XM’s transmission system is truly miraculous. Using a tiny antenna, about one inch square, you can drive along a highway moving at 120 km/h and consistently pick up signals from over 22,000 miles away producing perfect reception of about 170 program streams. If this is not a magical miracle, what is? XM programming is also available on multiple channels of the DirecTV satellite service and via the Internet at xmradio.com. It can also be heard on portable wireless devices like Blackberries.
In reaction to the onslaught of digital television, satellite radio, iPods and the Internet, good old terrestrial radio has devised a last-ditch effort to stay alive and stay dominant. In a burst of marketing genius, a consortium of broadcasting companies formed a developmental firm called iBiquity to create a new mode of broadcasting confusingly called HD Radio. Without a proper amount of RF spectrum for a new individual radio service, their plan was to squeeze (crowbar?) digital signals onto the existing broadcast bands. They call it "In Band - On Carrier" or simply IBOC.
Do you remember making mud pies in your backyard when you were little? This is the radio equivalent. In theory, IBOC sneaks the digital signal into the ether when you are not looking. In reality, it has the stomp of an elephant, especially on medium wave. Consider this example: 50,000 watt WFAN 660 kHz in New York puts on their IBOC encoder. The audio quality of the analog signal of WFAN must decrease significantly to coexist with the digital "mask." Tune to 630, 640, 650 or 670, 680 and 690 and you'll hear a raucous digital buzz saw produced by WFAN's HD Radio signal. It approximates the Doppler sound of several trains passing each other. Many broadcasters consider digital broadcasts as legal jamming. Not friendly to the ears!
At night, a new kind of symphony exists. Sky wave propagation delivers signals from hundreds of miles away to your set. Consider the racket that ensues. On the east coast of The United States we have witnessed the blending of digital IBOC stations on 750, 760, 770 and 780 all at once. Not only does the noise combine; it beats due to propagation phasing causing a phenomenal noise. Many stations have ceased using IBOC at night voluntarily. Others hold on dearly: WOR 710 New York, WTIC 1080 Hartford and WBZ 1030 Boston, to name a few. If you come to The States to DX, bring your own mop!
There is a taste of arrogance to IBOC, especially on medium wave. iBiquity licenses their technology to both the receiver and transmitter manufacturers. Broadcasters must pay an on-going fee, periodically, to continue using the technology. The cost of digital transmission gear is quite dear, as well. Small, independently owned station owners can not afford to invest in the system, yet they must endure the barrage of noise created by larger adjacent stations' transmitters who can afford IBOC. Intended or not, it has become a David and Goliath battle on the airwaves. Will it ever stop?

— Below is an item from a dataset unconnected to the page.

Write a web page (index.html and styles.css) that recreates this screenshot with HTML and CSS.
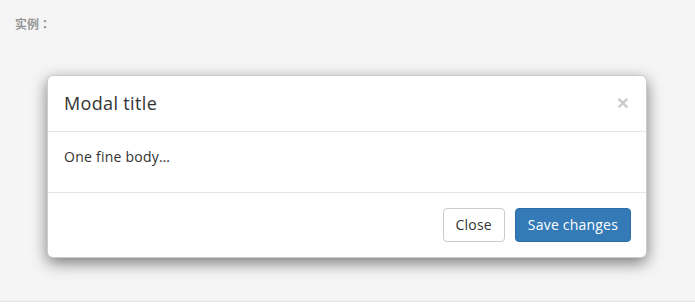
FILE: index.html
```html
<!DOCTYPE html>
<html>
<head>
<meta charset="utf-8">
<link rel="stylesheet" href="styles.css">
</head>
<body>
<div class="example">
  <div class="label">实例<span class="colon">：</span></div>
  <div class="modal">
    <div class="modal-header">
      <h4 class="modal-title">Modal title</h4>
      <button class="close" type="button">×</button>
    </div>
    <div class="modal-body">
      <p>One fine body…</p>
    </div>
    <div class="modal-footer">
      <button class="btn btn-default" type="button">Close</button>
      <button class="btn btn-primary" type="button">Save changes</button>
    </div>
  </div>
</div>
</body>
</html>
```
FILE: styles.css
```css
html, body { margin: 0; padding: 0; background: #fff; }
body { font-family: "Open Sans", "Noto Sans CJK SC", sans-serif; color: #333; }
.example {
  height: 302px;
  box-sizing: border-box;
  background: #f5f5f5;
  border-bottom: 1px solid #e3e3e3;
  padding: 15px 0 0 15px;
}
.label {
  font-family: "Noto Sans CJK SC", sans-serif;
  font-size: 12px;
  font-weight: bold;
  color: #959595;
  line-height: 18px;
}
.label .colon { font-family: "Noto Sans CJK TC", sans-serif; }
.modal {
  width: 600px;
  box-sizing: border-box;
  margin: 42px 0 0 32px;
  background: #fff;
  border: 1px solid rgba(0,0,0,.2);
  border-radius: 6px;
  box-shadow: 0 5px 15px rgba(0,0,0,.5);
}
.modal-header {
  display: flex;
  align-items: center;
  justify-content: space-between;
  padding: 15px 15px 15px 16px;
  border-bottom: 1px solid #e5e5e5;
}
.modal-title {
  margin: 0;
  font-size: 18px;
  font-weight: normal;
  line-height: 25px;
  letter-spacing: .35px;
}
.close {
  padding: 0;
  margin: -2px 2px 0 0;
  border: 0;
  background: transparent;
  font-family: "Liberation Sans", sans-serif;
  font-size: 21px;
  font-weight: bold;
  line-height: 1;
  color: #000;
  opacity: .2;
}
.modal-body { padding: 15px 15px 15px 16px; font-size: 14px; }
.modal-body p { margin: 0 0 10px; line-height: 20px; letter-spacing: .25px; }
.modal-footer {
  display: flex;
  justify-content: flex-end;
  gap: 10px;
  padding: 15px;
  border-top: 1px solid #e5e5e5;
}
.btn {
  font-family: "Open Sans", sans-serif;
  font-size: 14px;
  line-height: 20px;
  padding: 6px 12px;
  letter-spacing: .2px;
  border: 1px solid transparent;
  border-radius: 4px;
}
.btn-default { background: #fff; border-color: #ccc; color: #333; }
.btn-primary { background: #337ab7; border-color: #2e6da4; color: #fff; }
```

FM is somewhat better. DXers experience masking of more distant in-between stations, but the effects are not quite as bad. IBOC is a half-baked solution for presenting a technology that really requires its own dedicated RF spectrum. It may survive on FM until something more logical is designed. It is pure disaster on medium wave "AM" and should be illegal!

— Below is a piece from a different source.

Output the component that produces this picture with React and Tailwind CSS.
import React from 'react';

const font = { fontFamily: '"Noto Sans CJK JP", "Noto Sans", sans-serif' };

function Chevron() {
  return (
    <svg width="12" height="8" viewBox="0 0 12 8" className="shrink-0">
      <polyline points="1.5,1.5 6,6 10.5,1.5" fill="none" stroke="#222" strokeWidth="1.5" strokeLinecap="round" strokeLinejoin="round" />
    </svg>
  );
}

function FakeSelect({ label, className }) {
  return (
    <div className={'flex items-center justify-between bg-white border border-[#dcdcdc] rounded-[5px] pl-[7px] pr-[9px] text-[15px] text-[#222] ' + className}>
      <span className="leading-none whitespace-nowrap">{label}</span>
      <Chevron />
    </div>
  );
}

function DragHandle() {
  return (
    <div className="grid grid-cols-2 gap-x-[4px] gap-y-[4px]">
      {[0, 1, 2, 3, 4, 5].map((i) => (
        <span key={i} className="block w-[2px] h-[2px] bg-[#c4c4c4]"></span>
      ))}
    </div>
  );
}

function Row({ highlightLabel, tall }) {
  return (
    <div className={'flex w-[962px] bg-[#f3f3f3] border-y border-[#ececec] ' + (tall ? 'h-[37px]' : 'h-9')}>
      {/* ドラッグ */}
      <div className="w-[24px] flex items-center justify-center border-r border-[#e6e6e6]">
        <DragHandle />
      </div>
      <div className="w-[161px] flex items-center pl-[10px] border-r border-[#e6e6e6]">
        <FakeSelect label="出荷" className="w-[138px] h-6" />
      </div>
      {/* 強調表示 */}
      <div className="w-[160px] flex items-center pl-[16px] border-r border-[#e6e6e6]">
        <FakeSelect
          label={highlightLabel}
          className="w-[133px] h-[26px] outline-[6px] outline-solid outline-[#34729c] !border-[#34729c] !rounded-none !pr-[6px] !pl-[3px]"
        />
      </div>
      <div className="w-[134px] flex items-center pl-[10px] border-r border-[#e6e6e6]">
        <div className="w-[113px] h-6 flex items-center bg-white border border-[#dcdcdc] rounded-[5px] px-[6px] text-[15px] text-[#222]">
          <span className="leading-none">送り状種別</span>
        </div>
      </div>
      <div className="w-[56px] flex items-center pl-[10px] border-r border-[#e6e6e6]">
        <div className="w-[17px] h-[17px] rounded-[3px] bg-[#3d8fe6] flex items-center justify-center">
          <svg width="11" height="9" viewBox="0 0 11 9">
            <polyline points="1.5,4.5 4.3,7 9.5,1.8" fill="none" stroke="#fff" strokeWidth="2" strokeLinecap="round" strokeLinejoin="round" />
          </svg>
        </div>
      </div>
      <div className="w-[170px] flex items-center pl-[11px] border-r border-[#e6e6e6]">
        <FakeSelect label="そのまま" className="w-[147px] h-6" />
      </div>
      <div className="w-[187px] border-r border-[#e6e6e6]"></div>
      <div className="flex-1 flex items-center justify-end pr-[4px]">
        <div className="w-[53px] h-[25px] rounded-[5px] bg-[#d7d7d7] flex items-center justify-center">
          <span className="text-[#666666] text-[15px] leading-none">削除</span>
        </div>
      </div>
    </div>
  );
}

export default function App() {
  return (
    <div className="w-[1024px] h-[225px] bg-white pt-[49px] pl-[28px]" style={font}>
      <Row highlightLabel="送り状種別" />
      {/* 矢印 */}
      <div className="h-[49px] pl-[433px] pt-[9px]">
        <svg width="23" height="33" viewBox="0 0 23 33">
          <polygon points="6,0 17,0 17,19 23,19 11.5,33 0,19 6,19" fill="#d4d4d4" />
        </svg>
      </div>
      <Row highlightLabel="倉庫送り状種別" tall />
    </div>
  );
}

What does HD Radio offer? In theory, better fidelity and (only on FM) more channels to listen to. Of course, since it is a digital medium, reception is tentative. You either can resolve it perfectly or not at all. There is no noise or fading, but it simply does not travel well. On FM, you can squeeze as many as three audio streams onto one frequency. Broadcasters really haven't taken these additional channels seriously yet. You'll hear less popular formats like disco, country and western music or ethnic content on the -2s and -3s or time-shifted reruns of primary station programming. Adding insult to injury is a new trend to not only air advertising on secondary FM channels, but to charge a subscription fee to listen to them.

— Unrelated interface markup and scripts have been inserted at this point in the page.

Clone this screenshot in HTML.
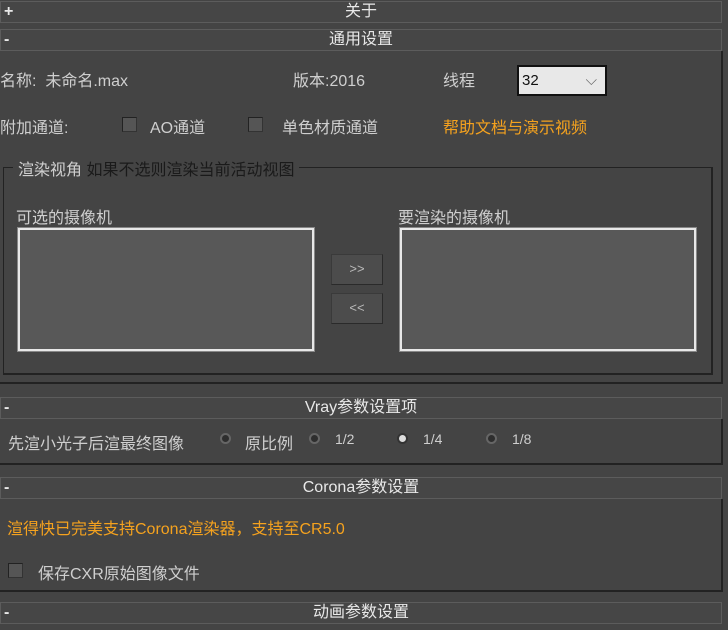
<!DOCTYPE html>
<html><head><meta charset="utf-8"><style>
body{margin:0;width:728px;height:630px;background:#444;overflow:hidden;position:relative;font-family:"Liberation Sans","Noto Sans CJK SC",sans-serif;font-size:16px;color:#cfcfcf}
.a{position:absolute;white-space:nowrap}
.hd{position:absolute;left:0;width:720px;height:20px;border:1px solid #5c5c5c;background:#464646;text-align:center;line-height:20px;color:#e8e8e8}
.hd span{position:absolute;left:3px;top:0;font-weight:bold}
.pn{position:absolute;left:0;width:721px;border-right:2px solid #222;border-bottom:2px solid #222}
.cb{position:absolute;width:13px;height:13px;background:#555;border:1px solid #222;border-right-color:#333;border-bottom-color:#333}
.or{color:#f5a21e}
.lb{position:absolute;background:#585858;border:2px solid #e8e8e8;box-shadow:0 0 0 1px #888}
.bt{position:absolute;width:50px;height:29px;background:#4c4c4c;border:1px solid #3a3a3a;border-right-color:#2a2a2a;border-bottom-color:#2a2a2a;text-align:center;line-height:28px;font-size:13px;color:#bbb}
.rd{position:absolute;width:9px;height:11px;border-radius:50%;background:#2e2e2e;border:2px solid #666;box-sizing:border-box;width:11px}
</style></head><body>
<div class="hd" style="top:1px"><span>+</span>关于</div>
<div class="hd" style="top:29px"><span>-</span>通用设置</div>
<div class="pn" style="top:51px;height:331px"></div>
<div class="a" style="left:0;top:67px">名称:&nbsp; 未命名.max</div>
<div class="a" style="left:293px;top:67px">版本:2016</div>
<div class="a" style="left:443px;top:67px">线程</div>
<div class="a" style="left:517px;top:65px;width:86px;height:27px;background:#e8e8e8;border:2px solid #111;color:#111;font-size:15px;line-height:28px"><span style="padding-left:3px">32</span><span style="position:absolute;right:8px;top:0;color:#666">⌵</span></div>
<div class="a" style="left:0;top:114px">附加通道:</div>
<div class="cb" style="left:122px;top:117px"></div>
<div class="a" style="left:150px;top:114px">AO通道</div>
<div class="cb" style="left:248px;top:117px"></div>
<div class="a" style="left:282px;top:114px">单色材质通道</div>
<div class="a or" style="left:443px;top:114px">帮助文档与演示视频</div>
<div class="a" style="left:3px;top:167px;width:707px;height:205px;border:1px solid #222;border-right:2px solid #222;border-bottom:2px solid #222"></div>
<div class="a" style="left:13px;top:156px;background:#444;padding:0 5px">渲染视角 <span style="color:#1a1a1a">如果不选则渲染当前活动视图</span></div>
<div class="a" style="left:16px;top:204px">可选的摄像机</div>
<div class="a" style="left:398px;top:204px">要渲染的摄像机</div>
<div class="lb" style="left:18px;top:228px;width:292px;height:119px"></div>
<div class="lb" style="left:400px;top:228px;width:292px;height:119px"></div>
<div class="bt" style="left:331px;top:254px">&gt;&gt;</div>
<div class="bt" style="left:331px;top:293px">&lt;&lt;</div>
<div class="hd" style="top:397px"><span>-</span>Vray参数设置项</div>
<div class="pn" style="top:419px;height:44px"></div>
<div class="a" style="left:8px;top:430px">先渲小光子后渲最终图像</div>
<div class="rd" style="left:220px;top:433px"></div>
<div class="a" style="left:245px;top:430px">原比例</div>
<div class="rd" style="left:309px;top:433px"></div>
<div class="a" style="left:335px;top:431px;font-size:14px">1/2</div>
<div class="rd" style="left:397px;top:433px;background:#ddd;border-color:#333"></div>
<div class="a" style="left:423px;top:431px;font-size:14px">1/4</div>
<div class="rd" style="left:486px;top:433px"></div>
<div class="a" style="left:512px;top:431px;font-size:14px">1/8</div>
<div class="hd" style="top:477px"><span>-</span>Corona参数设置</div>
<div class="pn" style="top:499px;height:91px"></div>
<div class="a or" style="left:7px;top:515px">渲得快已完美支持Corona渲染器，支持至CR5.0</div>
<div class="cb" style="left:8px;top:563px"></div>
<div class="a" style="left:38px;top:560px">保存CXR原始图像文件</div>
<div class="hd" style="top:602px"><span>-</span>动画参数设置</div>
</body></html>
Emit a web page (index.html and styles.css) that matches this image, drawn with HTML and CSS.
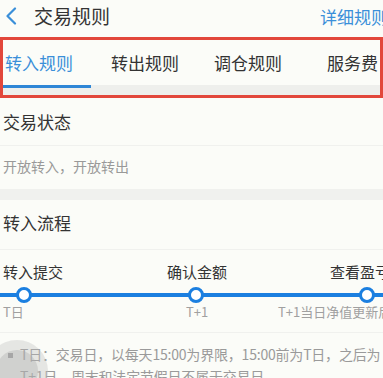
FILE: index.html
```html
<!DOCTYPE html>
<html lang="zh">
<head>
<meta charset="utf-8">
<link rel="stylesheet" href="styles.css">
</head>
<body>
<div class="page">
  <header class="topbar">
    <svg class="back" width="12" height="18" viewBox="0 0 12 18"><path d="M10 1.5 L2.5 9 L10 16.5" fill="none" stroke="#3a8fd9" stroke-width="2.2" stroke-linecap="round" stroke-linejoin="round"/></svg>
    <span class="title">交易规则</span>
    <span class="more">详细规则</span>
  </header>
  <nav class="tabs-box">
    <div class="tabs">
      <div class="tab active">转入规则</div>
      <div class="tab">转出规则</div>
      <div class="tab">调仓规则</div>
      <div class="tab">服务费</div>
    </div>
    <div class="tab-strip"><div class="indicator"></div></div>
  </nav>
  <section class="block">
    <div class="block-title">交易状态</div>
    <div class="status">开放转入，开放转出</div>
  </section>
  <div class="gap"></div>
  <section class="block flow">
    <div class="block-title">转入流程</div>
    <div class="steps">
      <div class="step-labels">
        <span class="s1">转入提交</span>
        <span class="s2">确认金额</span>
        <span class="s3">查看盈亏</span>
      </div>
      <div class="track">
        <span class="dot d1"></span>
        <span class="dot d2"></span>
        <span class="dot d3"></span>
      </div>
      <div class="step-sub">
        <span class="s1">T日</span>
        <span class="s2">T+1</span>
        <span class="s3">T+1当日净值更新后</span>
      </div>
    </div>
    <div class="note">
      <span class="bullet"></span>
      <p>T日：交易日，以每天15:00为界限，15:00前为T日，之后为<br>T+1日，周末和法定节假日不属于交易日</p>
    </div>
  </section>
  <div class="float-btn"><div class="float-inner"></div></div>
</div>
</body>
</html>
```
FILE: styles.css
```css
* { box-sizing: border-box; }
html, body { margin: 0; padding: 0; }
body {
  background: #fbfcf8;
  font-family: "Noto Sans CJK SC", "Noto Sans", sans-serif;
  width: 383px;
  height: 378px;
  overflow: hidden;
}
.page { position: relative; width: 383px; height: 378px; overflow: hidden; }
.topbar {
  height: 37px;
  display: flex;
  align-items: center;
  padding-left: 5px;
  position: relative;
  background: #fbfcf8;
}
.back { margin-right: 17px; margin-top: -5px; }
.title { font-size: 19px; color: #333; margin-top: -7px; }
.more {
  position: absolute;
  left: 320px;
  top: 4px;
  font-size: 17px;
  color: #3a8fd9;
  white-space: nowrap;
}
.tabs-box {
  border: 3px solid #e2473b;
  height: 61px;
  display: flex;
  flex-direction: column;
  background: #fbfcf8;
}
.tabs {
  height: 45px;
  display: flex;
  align-items: center;
}
.tab {
  font-size: 17px;
  color: #333;
  white-space: nowrap;
}
.tab:nth-child(1) { margin-left: 2px; color: #3a8fd9; }
.tab:nth-child(2) { margin-left: 38px; }
.tab:nth-child(3) { margin-left: 35px; }
.tab:nth-child(4) { margin-left: 45px; }
.tab-strip {
  flex: 1;
  background: #eeefec;
  position: relative;
}
.indicator {
  width: 88px;
  height: 3px;
  background: #2e86d6;
}
.block { background: #fbfcf8; }
.block-title {
  font-size: 17px;
  color: #333;
  height: 48px;
  line-height: 48px;
  padding-left: 3px;
  border-bottom: 1px solid #f0f1ee;
}
.status {
  font-size: 14px;
  color: #999;
  height: 43px;
  line-height: 40px;
  padding-left: 3px;
}
.gap { height: 11px; background: #f0f1ee; }
.flow .block-title { height: 50px; line-height: 46px; }
.steps {
  position: relative;
  height: 83px;
  border-bottom: 1px solid #f0f1ee;
}
.step-labels, .step-sub { position: relative; white-space: nowrap; }
.step-labels { height: 38px; font-size: 15px; color: #333; }
.step-labels span, .step-sub span { position: absolute; }
.step-labels span { top: 11px; }
.step-labels .s1 { left: 3px; }
.step-labels .s2 { left: 167px; }
.step-labels .s3 { left: 330px; }
.track {
  position: relative;
  height: 4px;
  background: #1b7fe0;
  margin-top: 5px;
}
.dot {
  position: absolute;
  top: -6px;
  width: 16px;
  height: 16px;
  border-radius: 50%;
  background: #fff;
  border: 3px solid #1b7fe0;
}
.d1 { left: 16px; }
.d2 { left: 188px; }
.d3 { left: 359px; }
.step-sub { font-size: 13px; color: #a0a0a0; height: 30px; }
.step-sub span { top: 5px; }
.step-sub .s1 { left: 3px; }
.step-sub .s2 { left: 186px; }
.step-sub .s3 { left: 278px; }
.note {
  display: flex;
  align-items: flex-start;
  padding-left: 8px;
  padding-top: 10px;
}
.bullet {
  width: 5px;
  height: 5px;
  background: #999;
  margin-top: 10px;
  margin-right: 7px;
  flex: none;
}
.note p {
  margin: 0;
  font-size: 14px;
  line-height: 22px;
  color: #9a9a9a;
  white-space: nowrap;
  letter-spacing: -0.2px;
}
.float-btn {
  position: absolute;
  left: -14px;
  top: 340px;
  width: 62px;
  height: 62px;
  border-radius: 50%;
  background: rgba(190, 190, 190, 0.35);
  display: flex;
  align-items: center;
  justify-content: center;
}
.float-inner {
  width: 42px;
  height: 42px;
  border-radius: 50%;
  background: rgba(170, 170, 170, 0.35);
}
```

HD Radio's biggest problem is adoption by the public. Few HD-capable radios are offered and fewer are sold. I can’t say I have ever seen a HD radio that actually worked. My local Radio Shack stores have offered them, but the sensitivity of the receivers has been poor and, without a sufficient outdoor antenna connected, these sets just can’t resolve tentative digital signals. I only know of one person, a British ex-patriate and fellow ham, who has actually made this system work in his home!
Want a really good fight? See the radio war being battled on America's Internet! Huge conglomerate corporations, like Clear Channel, pay tens of millions of dollars for one broadcast station serving a large metropolitan market. Heavy-handed industry guilds, especially The National Association of Broadcasters, represent and defend these leviathans in court and in legislature. Bring in high-speed Internet service and, suddenly, in walk thousands of computer and music enthusiasts who are looking for a way to broadcast the masses legally without huge investments. You don’t think big corporations want to compete with average people who did not pay millions of dollars to monopolize the air, do you?
How do you keep the masses at bay? Taxes! Everyone in the old-school establishment has their hands out for a pay-off! Large corporations can’t just throw their economic foundation away, can they? Recording artists, their distributors and their recording companies all want a fee. Some want to tax Internet access. Additional fees arise if your server (or server provider) can feed over a certain amount of clients simultaneously. You also have to be alert for copyright limitations and rights to specific events. Certainly, you can’t rebroadcast another’s content! There have been many annoying attempts to squelch independent Internet webcasters. No matter what has been thrown in their way, most independent program producers have been able to dodge their roadblocks.
Terrestrial broadcasters should be running for cover. Just as soon as wireless Internet becomes as commonplace as cellular telephone service what we call ‘radio’ will have a completely new meaning. Yahoo, AOL, MySpace are all experimenting with streams. New services like Slacker and Flytunes are creating a listening experience combining automatic caching with Internet reception. If you lose the live wireless signal the cache takes over. You’ll always have your tunes! XM now broadcasts to Blackberries and other wireless devices. Refresh my memory: What is AM and FM again?
Regardless of all these new efforts in multiplicity, domination in this new generation of broadcasting depends on content. AOL has shown serious effort for creating exclusive music and encouraging lesser known artists. Those services that primarily serve their listeners more than their greed will not alienate audiences. It will be fascinating to see how such a plethora of players will evolve into the new medium of 21st century: E-radio. Just watch: Coming soon is a brand new audio-visual world all on the master stream! How will we DX that?